**Requirement:**
Extract the whole listing as it stands. Do not include the pictures.

- - - - - - -

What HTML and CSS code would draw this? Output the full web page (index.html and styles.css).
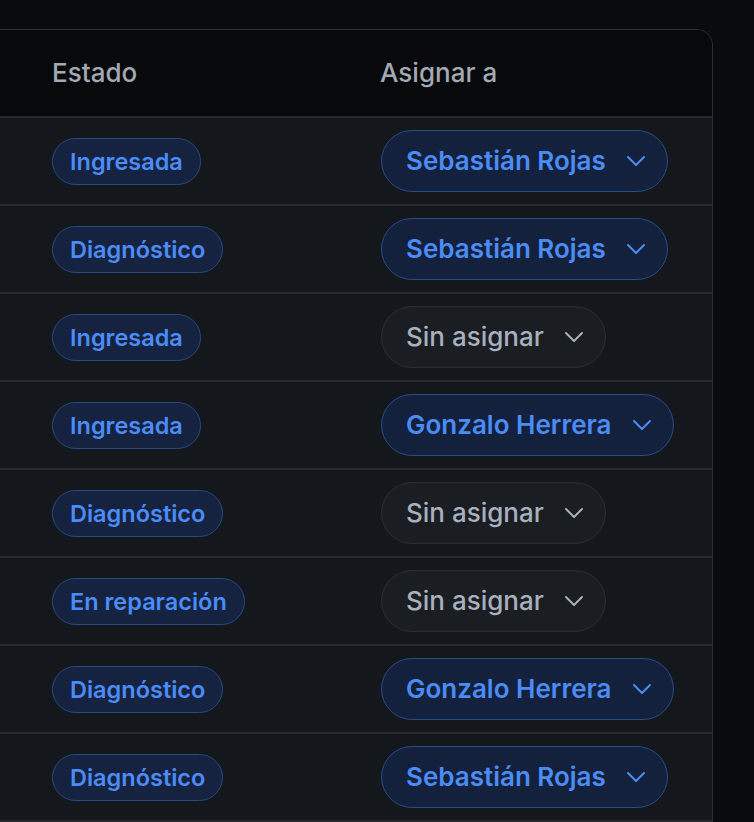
FILE: index.html
```html
<!DOCTYPE html>
<html lang="es">
<head>
<meta charset="utf-8">
<title>Órdenes</title>
<link rel="stylesheet" href="styles.css">
</head>
<body>
<div class="card">
  <div class="row head">
    <div class="cell">Estado</div>
    <div class="cell">Asignar a</div>
  </div>
  <div class="row">
    <div class="cell"><span class="badge">Ingresada</span></div>
    <div class="cell"><button class="select on">Sebastián Rojas<svg class="chev" viewBox="0 0 20 20"><path d="M2 6l8 8 8-8"/></svg></button></div>
  </div>
  <div class="row">
    <div class="cell"><span class="badge">Diagnóstico</span></div>
    <div class="cell"><button class="select on">Sebastián Rojas<svg class="chev" viewBox="0 0 20 20"><path d="M2 6l8 8 8-8"/></svg></button></div>
  </div>
  <div class="row">
    <div class="cell"><span class="badge">Ingresada</span></div>
    <div class="cell"><button class="select off">Sin asignar<svg class="chev" viewBox="0 0 20 20"><path d="M2 6l8 8 8-8"/></svg></button></div>
  </div>
  <div class="row">
    <div class="cell"><span class="badge">Ingresada</span></div>
    <div class="cell"><button class="select on">Gonzalo Herrera<svg class="chev" viewBox="0 0 20 20"><path d="M2 6l8 8 8-8"/></svg></button></div>
  </div>
  <div class="row">
    <div class="cell"><span class="badge">Diagnóstico</span></div>
    <div class="cell"><button class="select off">Sin asignar<svg class="chev" viewBox="0 0 20 20"><path d="M2 6l8 8 8-8"/></svg></button></div>
  </div>
  <div class="row">
    <div class="cell"><span class="badge">En reparación</span></div>
    <div class="cell"><button class="select off">Sin asignar<svg class="chev" viewBox="0 0 20 20"><path d="M2 6l8 8 8-8"/></svg></button></div>
  </div>
  <div class="row">
    <div class="cell"><span class="badge">Diagnóstico</span></div>
    <div class="cell"><button class="select on">Gonzalo Herrera<svg class="chev" viewBox="0 0 20 20"><path d="M2 6l8 8 8-8"/></svg></button></div>
  </div>
  <div class="row">
    <div class="cell"><span class="badge">Diagnóstico</span></div>
    <div class="cell"><button class="select on">Sebastián Rojas<svg class="chev" viewBox="0 0 20 20"><path d="M2 6l8 8 8-8"/></svg></button></div>
  </div>
</div>
</body>
</html>
```
FILE: styles.css
```css
html, body {
  margin: 0;
  padding: 0;
  background: #0a0b0d;
  height: 100%;
  overflow: hidden;
}
body {
  font-family: Inter, "Liberation Sans", sans-serif;
  -webkit-font-smoothing: antialiased;
}
.card {
  margin: 29px 0 0 -20px;
  width: 733px;
  box-sizing: border-box;
  border: 1px solid #2c2f34;
  border-radius: 0 16px 0 0;
  background: #14171b;
  overflow: hidden;
}
.row {
  display: grid;
  grid-template-columns: 328px 1fr;
  padding-left: 47px;
  height: 86px;
  border-bottom: 2px solid #262a2f;
  align-items: center;
}
.head {
  background: #07090b;
  border-bottom-color: #24272c;
}
.cell {
  padding: 0 24px;
}
.head .cell {
  font-size: 26px;
  font-weight: 500;
  color: #a2a9b4;
  line-height: 30px;
}
.badge {
  display: inline-block;
  font-size: 23.5px;
  font-weight: 600;
  line-height: 29px;
  color: #4b8cf6;
  background: #152240;
  border: 1px solid #284a82;
  border-radius: 999px;
  padding: 8px 17px;
}
.select {
  display: inline-flex;
  align-items: center;
  gap: 20px;
  font-family: inherit;
  font-size: 26px;
  font-weight: 600;
  line-height: 30px;
  border-radius: 999px;
  padding: 15px 21px 15px 24px;
  margin-left: 1px;
  cursor: pointer;
}
.select.on {
  color: #4b8cf6;
  background: #14213d;
  border: 1.5px solid #2a4c86;
}
.select.off {
  color: #a7b0bc;
  font-weight: 500;
  background: #1a1d22;
  border: 1.5px solid #2b2f35;
}
.chev {
  width: 20px;
  height: 20px;
  fill: none;
  stroke: currentColor;
  stroke-width: 2;
  stroke-linecap: round;
  stroke-linejoin: round;
}
```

- - - - - - -

**Finished task:**
What HTML and CSS code would draw this? Output the full web page (index.html and styles.css).
FILE: index.html
```html
<!DOCTYPE html>
<html lang="es">
<head>
<meta charset="utf-8">
<title>Órdenes</title>
<link rel="stylesheet" href="styles.css">
</head>
<body>
<div class="card">
  <div class="row head">
    <div class="cell">Estado</div>
    <div class="cell">Asignar a</div>
  </div>
  <div class="row">
    <div class="cell"><span class="badge">Ingresada</span></div>
    <div class="cell"><button class="select on">Sebastián Rojas<svg class="chev" viewBox="0 0 20 20"><path d="M2 6l8 8 8-8"/></svg></button></div>
  </div>
  <div class="row">
    <div class="cell"><span class="badge">Diagnóstico</span></div>
    <div class="cell"><button class="select on">Sebastián Rojas<svg class="chev" viewBox="0 0 20 20"><path d="M2 6l8 8 8-8"/></svg></button></div>
  </div>
  <div class="row">
    <div class="cell"><span class="badge">Ingresada</span></div>
    <div class="cell"><button class="select off">Sin asignar<svg class="chev" viewBox="0 0 20 20"><path d="M2 6l8 8 8-8"/></svg></button></div>
  </div>
  <div class="row">
    <div class="cell"><span class="badge">Ingresada</span></div>
    <div class="cell"><button class="select on">Gonzalo Herrera<svg class="chev" viewBox="0 0 20 20"><path d="M2 6l8 8 8-8"/></svg></button></div>
  </div>
  <div class="row">
    <div class="cell"><span class="badge">Diagnóstico</span></div>
    <div class="cell"><button class="select off">Sin asignar<svg class="chev" viewBox="0 0 20 20"><path d="M2 6l8 8 8-8"/></svg></button></div>
  </div>
  <div class="row">
    <div class="cell"><span class="badge">En reparación</span></div>
    <div class="cell"><button class="select off">Sin asignar<svg class="chev" viewBox="0 0 20 20"><path d="M2 6l8 8 8-8"/></svg></button></div>
  </div>
  <div class="row">
    <div class="cell"><span class="badge">Diagnóstico</span></div>
    <div class="cell"><button class="select on">Gonzalo Herrera<svg class="chev" viewBox="0 0 20 20"><path d="M2 6l8 8 8-8"/></svg></button></div>
  </div>
  <div class="row">
    <div class="cell"><span class="badge">Diagnóstico</span></div>
    <div class="cell"><button class="select on">Sebastián Rojas<svg class="chev" viewBox="0 0 20 20"><path d="M2 6l8 8 8-8"/></svg></button></div>
  </div>
</div>
</body>
</html>
```
FILE: styles.css
```css
html, body {
  margin: 0;
  padding: 0;
  background: #0a0b0d;
  height: 100%;
  overflow: hidden;
}
body {
  font-family: Inter, "Liberation Sans", sans-serif;
  -webkit-font-smoothing: antialiased;
}
.card {
  margin: 29px 0 0 -20px;
  width: 733px;
  box-sizing: border-box;
  border: 1px solid #2c2f34;
  border-radius: 0 16px 0 0;
  background: #14171b;
  overflow: hidden;
}
.row {
  display: grid;
  grid-template-columns: 328px 1fr;
  padding-left: 47px;
  height: 86px;
  border-bottom: 2px solid #262a2f;
  align-items: center;
}
.head {
  background: #07090b;
  border-bottom-color: #24272c;
}
.cell {
  padding: 0 24px;
}
.head .cell {
  font-size: 26px;
  font-weight: 500;
  color: #a2a9b4;
  line-height: 30px;
}
.badge {
  display: inline-block;
  font-size: 23.5px;
  font-weight: 600;
  line-height: 29px;
  color: #4b8cf6;
  background: #152240;
  border: 1px solid #284a82;
  border-radius: 999px;
  padding: 8px 17px;
}
.select {
  display: inline-flex;
  align-items: center;
  gap: 20px;
  font-family: inherit;
  font-size: 26px;
  font-weight: 600;
  line-height: 30px;
  border-radius: 999px;
  padding: 15px 21px 15px 24px;
  margin-left: 1px;
  cursor: pointer;
}
.select.on {
  color: #4b8cf6;
  background: #14213d;
  border: 1.5px solid #2a4c86;
}
.select.off {
  color: #a7b0bc;
  font-weight: 500;
  background: #1a1d22;
  border: 1.5px solid #2b2f35;
}
.chev {
  width: 20px;
  height: 20px;
  fill: none;
  stroke: currentColor;
  stroke-width: 2;
  stroke-linecap: round;
  stroke-linejoin: round;
}
```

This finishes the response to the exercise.